Wednesday, December 19, 2012

Mountain Countenance

I went with my friend to the oncologist to hear what the pathology report said after her lumpectomy.  It was a different experience to be the support person and not the patient, and I was overwhelmed with how grateful I am that I have family and friends to support me. It was a gift to go with her and offer my ears and understanding.  As we were sitting across from the Dr with his desk piled high with important papers and his walls covered with art from patients and his own photographs, I remembered how hard it was to wrap my head around the many scenarios of "IF this Then...." or "If this Then....".  Whether to have a second surgery to get clean margins or to have a mastectomy and remove the habitat.  He said more information is needed so he will send her tumor sample for the Onkatype DX test.  This expensive test compares your tumor markers with a data base of others to give you a risk score from 1-100 and  can help you decide whether you will choose Chemotherapy or not.
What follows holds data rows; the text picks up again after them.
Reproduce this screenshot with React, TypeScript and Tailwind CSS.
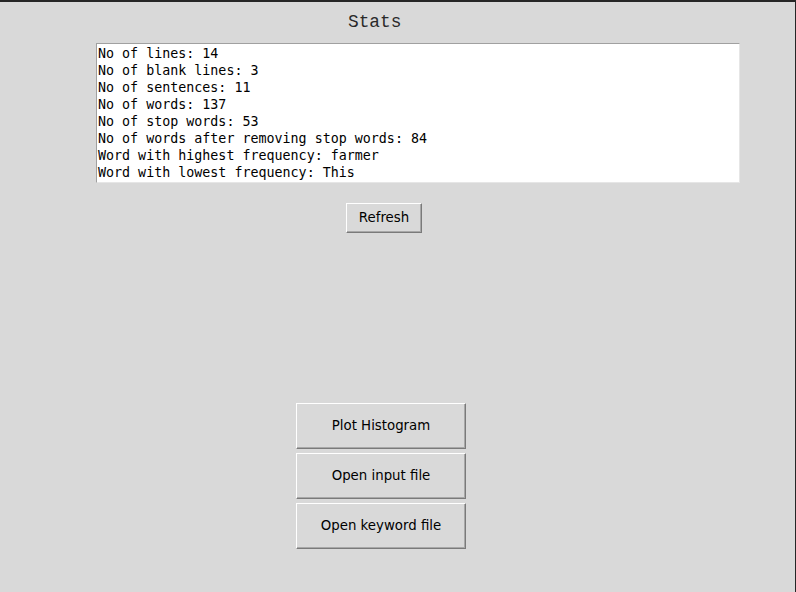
const stats = [
  "No of lines: 14",
  "No of blank lines: 3",
  "No of sentences: 11",
  "No of words: 137",
  "No of stop words: 53",
  "No of words after removing stop words: 84",
  "Word with highest frequency: farmer",
  "Word with lowest frequency: This",
];

function TkButton({ label, className }: { label: string; className: string }) {
  return (
    <button
      className={`flex items-center justify-center pb-px bg-[#d9d9d9] border border-t-white border-l-white border-r-[#7a7a7a] border-b-[#7a7a7a] shadow-[inset_-1px_-1px_0_#a8a8a8] text-[13.33px] text-black font-['DejaVu_Sans',sans-serif] ${className}`}
    >
      {label}
    </button>
  );
}

export default function App() {
  return (
    <div className="w-[796px] h-[592px] bg-[#d9d9d9] border-t-2 border-r border-[#262626] flex flex-col">
      <div className="pt-[10px] pl-[348px] h-[30px] leading-[20px] text-[17.8px] text-[#2a2a2a] font-['Liberation_Mono',monospace]">
        Stats
      </div>
      <div className="ml-[96px] mt-[11px] w-[644px] h-[140px] bg-white border border-t-[#a0a0a0] border-l-[#a0a0a0] border-r-[#e6e6e6] border-b-[#e6e6e6] pl-px pt-px font-['DejaVu_Sans_Mono',monospace] text-[13.33px] leading-[17px] text-black">
        {stats.map((s) => (
          <div key={s} className="whitespace-pre">
            {s}
          </div>
        ))}
      </div>
      <TkButton label="Refresh" className="ml-[346px] mt-[20px] w-[76px] h-[30px]" />
      <div className="ml-[296px] mt-[170px] flex flex-col gap-[4px]">
        <TkButton label="Plot Histogram" className="w-[170px] h-[46px]" />
        <TkButton label="Open input file" className="w-[170px] h-[46px]" />
        <TkButton label="Open keyword file" className="w-[170px] h-[46px]" />
      </div>
    </div>
  );
}
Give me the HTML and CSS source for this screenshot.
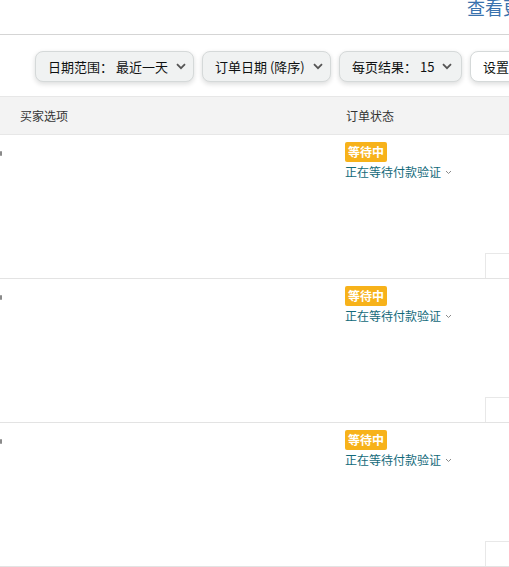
FILE: index.html
```html
<!DOCTYPE html>
<html lang="zh">
<head>
<meta charset="utf-8">
<link rel="stylesheet" href="styles.css">
</head>
<body>
<div class="page">
  <div class="topbar">
    <a class="more-link">查看更多订单</a>
  </div>
  <div class="filters">
    <button class="dropdown w1">日期范围： 最近一天<span class="chev"><svg width="10" height="7" viewBox="0 0 10 7"><path d="M1 1.2 L5 5.2 L9 1.2" fill="none" stroke="#555" stroke-width="1.8"/></svg></span></button>
    <button class="dropdown w2">订单日期 (降序)<span class="chev"><svg width="10" height="7" viewBox="0 0 10 7"><path d="M1 1.2 L5 5.2 L9 1.2" fill="none" stroke="#555" stroke-width="1.8"/></svg></span></button>
    <button class="dropdown w3">每页结果： 15<span class="chev"><svg width="10" height="7" viewBox="0 0 10 7"><path d="M1 1.2 L5 5.2 L9 1.2" fill="none" stroke="#555" stroke-width="1.8"/></svg></span></button>
    <button class="dropdown plain">设置</button>
  </div>
  <div class="table">
    <div class="thead">
      <div class="col-buyer">买家选项</div>
      <div class="col-status">订单状态</div>
    </div>
    <div class="row">
      <div class="col-buyer"><span class="edge-mark"></span></div>
      <div class="col-status">
        <span class="badge">等待中</span>
        <div class="status-text">正在等待付款验证<span class="small-chev"><svg width="7" height="5" viewBox="0 0 7 5"><path d="M1 1 L3.5 3.5 L6 1" fill="none" stroke="#8a8a8a" stroke-width="1"/></svg></span></div>
      </div>
      <div class="col-action"><span class="action-box"></span></div>
    </div>
    <div class="row">
      <div class="col-buyer"><span class="edge-mark"></span></div>
      <div class="col-status">
        <span class="badge">等待中</span>
        <div class="status-text">正在等待付款验证<span class="small-chev"><svg width="7" height="5" viewBox="0 0 7 5"><path d="M1 1 L3.5 3.5 L6 1" fill="none" stroke="#8a8a8a" stroke-width="1"/></svg></span></div>
      </div>
      <div class="col-action"><span class="action-box"></span></div>
    </div>
    <div class="row">
      <div class="col-buyer"><span class="edge-mark"></span></div>
      <div class="col-status">
        <span class="badge">等待中</span>
        <div class="status-text">正在等待付款验证<span class="small-chev"><svg width="7" height="5" viewBox="0 0 7 5"><path d="M1 1 L3.5 3.5 L6 1" fill="none" stroke="#8a8a8a" stroke-width="1"/></svg></span></div>
      </div>
      <div class="col-action"><span class="action-box"></span></div>
    </div>
  </div>
</div>
</body>
</html>
```
FILE: styles.css
```css
html, body {
  margin: 0;
  padding: 0;
  background: #fff;
}
body {
  font-family: "Noto Sans CJK SC", "Noto Sans", sans-serif;
  color: #111;
  width: 509px;
  height: 567px;
  overflow: hidden;
}
.page {
  width: 509px;
  overflow: hidden;
}
.topbar {
  height: 34px;
  border-bottom: 1px solid #d5d5d5;
  padding-left: 467px;
  white-space: nowrap;
  overflow: hidden;
}
.more-link {
  display: block;
  font-size: 18px;
  line-height: 18px;
  margin-top: -2px;
  color: #3a72ad;
  white-space: nowrap;
}
.filters {
  display: flex;
  flex-wrap: nowrap;
  gap: 8px;
  padding: 16px 0 0 35px;
  height: 45px;
  border-bottom: 1px solid #e7e7e7;
  white-space: nowrap;
}
.dropdown {
  flex: none;
  height: 31px;
  box-sizing: border-box;
  border: 1px solid #d5d9d9;
  border-radius: 8px;
  background: #f0f2f2;
  box-shadow: 0 2px 5px rgba(15, 17, 17, 0.15);
  font-family: inherit;
  font-size: 13px;
  color: #0f1111;
  padding: 0 0 0 12px;
  display: flex;
  align-items: center;
  text-align: left;
}
.w1 { width: 159px; }
.w2 { width: 129px; }
.w3 { width: 123px; }
.plain {
  background: #fff;
  width: 80px;
}
.chev {
  display: inline-flex;
  margin-left: 8px;
}
.thead {
  display: flex;
  height: 37px;
  align-items: center;
  background: #f3f3f3;
  border-bottom: 1px solid #e7e7e7;
  font-size: 12px;
  color: #333;
}
.col-buyer {
  width: 326px;
  padding-left: 20px;
  box-sizing: border-box;
  flex: none;
}
.col-status {
  flex: 1;
  box-sizing: border-box;
}
.thead .col-status {
  padding-left: 20px;
}
.row {
  display: flex;
  height: 143px;
  border-bottom: 1px solid #e3e3e3;
}
.row .col-buyer {
  padding-left: 0;
  padding-top: 16px;
}
.edge-mark {
  display: block;
  width: 2px;
  height: 5px;
  background: #8a8a8a;
  border-radius: 1px;
}
.row .col-status {
  padding-top: 7px;
  padding-left: 19px;
  display: flex;
  flex-direction: column;
  align-items: flex-start;
}
.badge {
  display: block;
  background: #f7b21a;
  color: #fff;
  font-weight: bold;
  font-size: 12px;
  line-height: 20px;
  height: 20px;
  padding: 0 3px;
  border-radius: 2px;
}
.status-text {
  margin-top: 2px;
  font-size: 12px;
  line-height: 16px;
  color: #136a7a;
  display: flex;
  align-items: center;
  white-space: nowrap;
}
.small-chev {
  display: inline-flex;
  margin-left: 4px;
}
.col-action {
  width: 24px;
  flex: none;
  display: flex;
  align-items: flex-end;
}
.action-box {
  display: block;
  width: 24px;
  height: 25px;
  border-top: 1px solid #e8e8e8;
  border-left: 1px solid #e8e8e8;
  box-sizing: border-box;
}
```
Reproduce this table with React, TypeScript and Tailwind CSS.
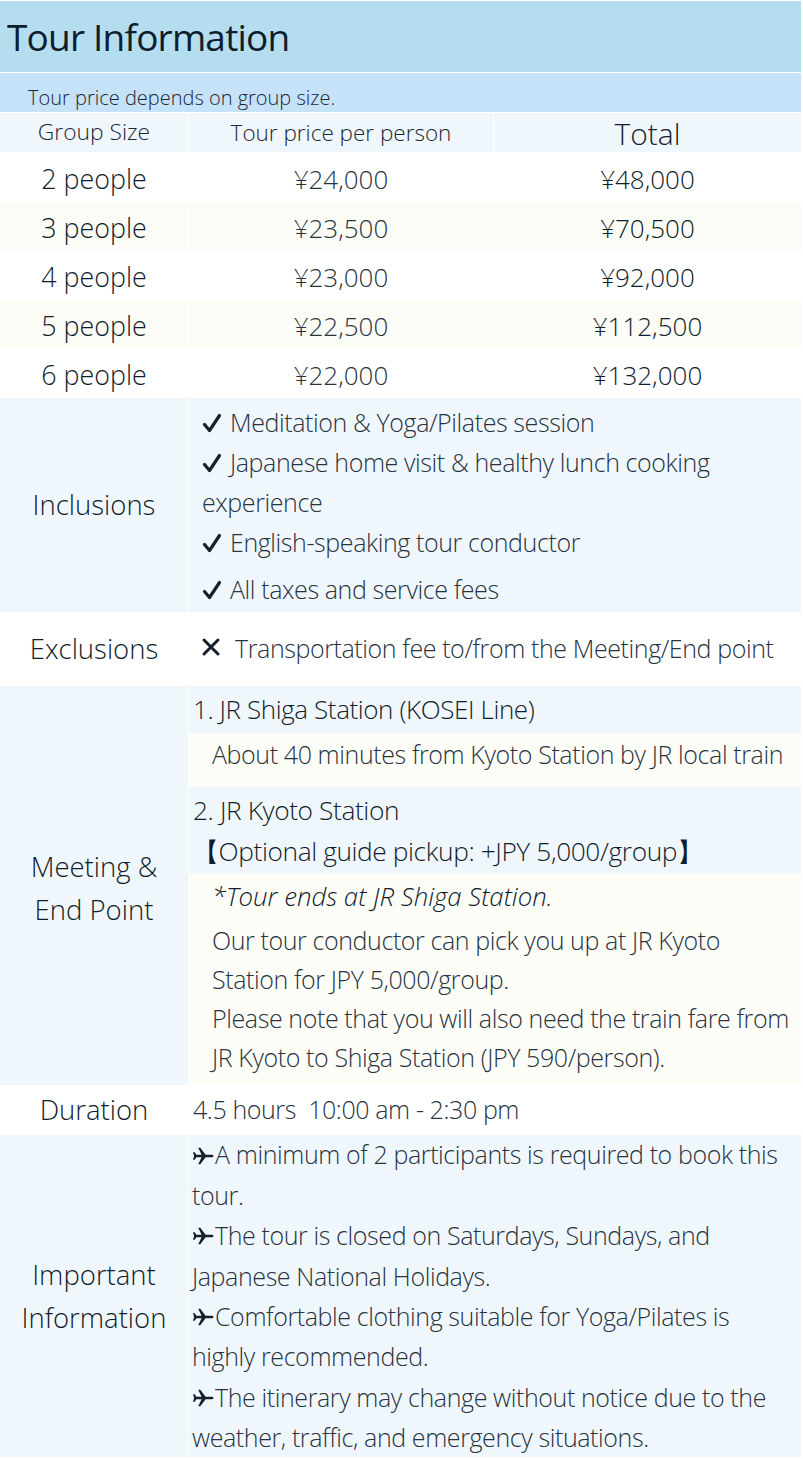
import React from "react";

const FONT = { fontFamily: '"Open Sans", "Noto Sans", sans-serif' };

function Check() {
  return (
    <svg width="20" height="20" viewBox="0 0 20 20" className="inline-block mr-[8px] -mt-[4px] align-middle">
      <path d="M2.5 11.5 L7.5 17.5 L17.5 2.5" fill="none" stroke="#14202c" strokeWidth="3.2" strokeLinecap="round" strokeLinejoin="round" />
    </svg>
  );
}

function Cross() {
  return (
    <svg width="20" height="20" viewBox="0 0 20 20" className="inline-block mr-[14px] -mt-[4px] align-middle">
      <path d="M3 3 L17 17 M17 3 L3 17" fill="none" stroke="#14202c" strokeWidth="3" strokeLinecap="round" />
    </svg>
  );
}

function Plane() {
  return (
    <svg width="22" height="18" viewBox="0 0 22 18" className="shrink-0 mr-px mt-[1px]">
      <path
        d="M21.5 9 C21.5 8 20.5 7.7 19.3 7.7 L13.6 7.7 L8.3 0.8 L6.2 0.8 L9.6 7.7 L4.4 7.7 L2.7 5.2 L1 5.2 L2.1 9 L1 12.8 L2.7 12.8 L4.4 10.3 L9.6 10.3 L6.2 17.2 L8.3 17.2 L13.6 10.3 L19.3 10.3 C20.5 10.3 21.5 10 21.5 9 Z"
        fill="#14202c"
      />
    </svg>
  );
}

const prices = [
  ["2 people", "¥24,000", "¥48,000"],
  ["3 people", "¥23,500", "¥70,500"],
  ["4 people", "¥23,000", "¥92,000"],
  ["5 people", "¥22,500", "¥112,500"],
  ["6 people", "¥22,000", "¥132,000"],
];

const LABEL = "text-[27.5px] text-[#101d2a]";

export default function App() {
  return (
    <div style={FONT} className="w-[803px] bg-white pt-px font-light text-[#28333e]">
      <div className="w-[801px] flex flex-col gap-px">
        <div className="h-[71px] bg-[#b4ddf0] flex items-center pl-[7px] text-[37px] font-normal tracking-[-0.8px] text-[#0f1c2b] leading-none">
          Tour Information
        </div>
        <div className="h-[39px] bg-[#c6e2f8] flex items-end pb-[4px] pl-[28px] text-[20px] text-[#1c2733] leading-none">
          Tour price depends on group size.
        </div>
        <div className="grid grid-cols-[188px_304px_307px] gap-px">
          <div className="h-[39px] bg-[#f0f7fc] flex items-center justify-center text-[22.8px] text-[#1c2733]">Group Size</div>
          <div className="h-[39px] bg-[#f0f7fc] flex items-center justify-center text-[22.5px] text-[#1c2733]">Tour price per person</div>
          <div className="h-[39px] bg-[#f0f7fc] flex items-center justify-center text-[30px] text-[#14202c] pt-[2px]">Total</div>
          {prices.map((r, i) => {
            const bg = i % 2 === 0 ? "bg-white" : "bg-[#fbfcf5]";
            return (
              <React.Fragment key={i}>
                <div className={`h-[48px] ${bg} flex items-center justify-center pt-[5px] text-[26.8px] text-[#101d2a]`}>{r[0]}</div>
                <div className={`h-[48px] ${bg} flex items-center justify-center pt-[5px] text-[26px] text-[#2a343e]`}>{r[1]}</div>
                <div className={`h-[48px] ${bg} flex items-center justify-center pt-[5px] text-[26px] text-[#101d2a]`}>{r[2]}</div>
              </React.Fragment>
            );
          })}
        </div>

        {/* Inclusions */}
        <div className="flex gap-px">
          <div className={`w-[188px] h-[214px] bg-[#f0f7fc] flex items-center justify-center ${LABEL}`}>Inclusions</div>
          <div className="flex-1 bg-[#f0f7fc] pl-[13px] pt-[4px] text-[25px] tracking-[-0.4px] leading-[40px] whitespace-nowrap">
            <div><Check />Meditation &amp; Yoga/Pilates session</div>
            <div><Check />Japanese home visit &amp; healthy lunch cooking</div>
            <div>experience</div>
            <div><Check />English-speaking tour conductor</div>
            <div className="mt-[7px]"><Check />All taxes and service fees</div>
          </div>
        </div>

        {/* Exclusions */}
        <div className="flex gap-px">
          <div className={`w-[188px] h-[72px] bg-white flex items-center justify-center ${LABEL}`}>Exclusions</div>
          <div className="flex-1 bg-white flex items-center pl-[12px] text-[25px] tracking-[-0.4px] whitespace-nowrap">
            <Cross />Transportation fee to/from the Meeting/End point
          </div>
        </div>

        {/* Meeting */}
        <div className="flex gap-px">
          <div className={`w-[188px] bg-[#f0f7fc] flex flex-col items-center justify-center leading-[43px] text-center pt-[4px] ${LABEL}`}>
            <div>Meeting &amp;</div>
            <div>End Point</div>
          </div>
          <div className="flex-1 flex flex-col text-[25px] whitespace-nowrap">
            <div className="h-[47px] bg-[#f0f7fc] flex items-center pl-[4px] text-[26px] tracking-[-0.4px] text-[#101d2a]">1. JR Shiga Station (KOSEI Line)</div>
            <div className="h-[54px] bg-[#fdfdf8] flex items-center pl-[23px] pb-[11px] tracking-[-0.4px]">About 40 minutes from Kyoto Station by JR local train</div>
            <div className="h-[87px] bg-[#f0f7fc] flex flex-col justify-center pl-[4px] leading-[41px] text-[26.3px] tracking-[-0.4px] text-[#101d2a]">
              <div>2. JR Kyoto Station</div>
              <div>【Optional guide pickup: +JPY 5,000/group】</div>
            </div>
            <div className="h-[211px] bg-[#fdfdf8] pl-[23px] pt-[3px] leading-[39px] tracking-[-0.4px]">
              <div className="italic text-[25.8px] tracking-normal text-[#101d2a] mb-[5px]">*Tour ends at JR Shiga Station.</div>
              <div>Our tour conductor can pick you up at JR Kyoto</div>
              <div>Station for JPY 5,000/group.</div>
              <div>Please note that you will also need the train fare from</div>
              <div>JR Kyoto to Shiga Station (JPY 590/person).</div>
            </div>
          </div>
        </div>

        {/* Duration */}
        <div className="flex gap-px">
          <div className={`w-[188px] h-[48px] bg-white flex items-center justify-center ${LABEL}`}>Duration</div>
          <div className="flex-1 bg-white flex items-center pl-[4px] text-[25px] tracking-[-0.4px] whitespace-pre">4.5 hours  10:00 am - 2:30 pm</div>
        </div>

        {/* Important */}
        <div className="flex gap-px">
          <div className={`w-[188px] bg-[#f0f7fc] flex flex-col items-center justify-center leading-[43px] text-center ${LABEL}`}>
            <div>Important</div>
            <div>Information</div>
          </div>
          <div className="flex-1 h-[322px] bg-[#f0f7fc] pl-[3px] text-[25px] tracking-[-0.4px] whitespace-nowrap">
            {[
              [true, "A minimum of 2 participants is required to book this"],
              [false, "tour."],
              [true, "The tour is closed on Saturdays, Sundays, and"],
              [false, "Japanese National Holidays."],
              [true, "Comfortable clothing suitable for Yoga/Pilates is"],
              [false, "highly recommended."],
              [true, "The itinerary may change without notice due to the"],
              [false, "weather, traffic, and emergency situations."],
            ].map(([p, t], i) => (
              <div key={i} className="h-[40.4px] flex items-center">
                {p ? <Plane /> : null}
                <span>{t as string}</span>
              </div>
            ))}
          </div>
        </div>
      </div>
    </div>
  );
}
I had a low score and choose to skip Chemo.  How lucky I felt 2.5 years ago and how I hope and pray she gets a low score...(plus she has beautiful hair :)  But when discussing the rates of recurrence and the probability of having it return in her bones or my brain, let alone a breast, I was reminded that Breast Cancer can kill me and now her. I know that sounds silly, because we all know women who left behind small children and great lives because their breast cancer went out of control, and we all know how a crazy gunman can take away your life with no notice, but it reminds me of the daily challenge to live in the present yet plan for the future. I am oh so grateful to have made it past my 53rd birthday and past my son's 17th and 10th birthdays.  Each day is a gift, yet I forget and get angry because the house is a mess or lights were left on.

This painting is from last year, Strong Like A Mountain, and I realized in the Oncologist office, that I can let the wind sway me, the water move me, the sun warm me, but let the mountain remind me that I am not going anywhere anytime soon.

1 comment:

  1. Your confidence is inspirational! Your positive mindset may give you the edge over the cancer?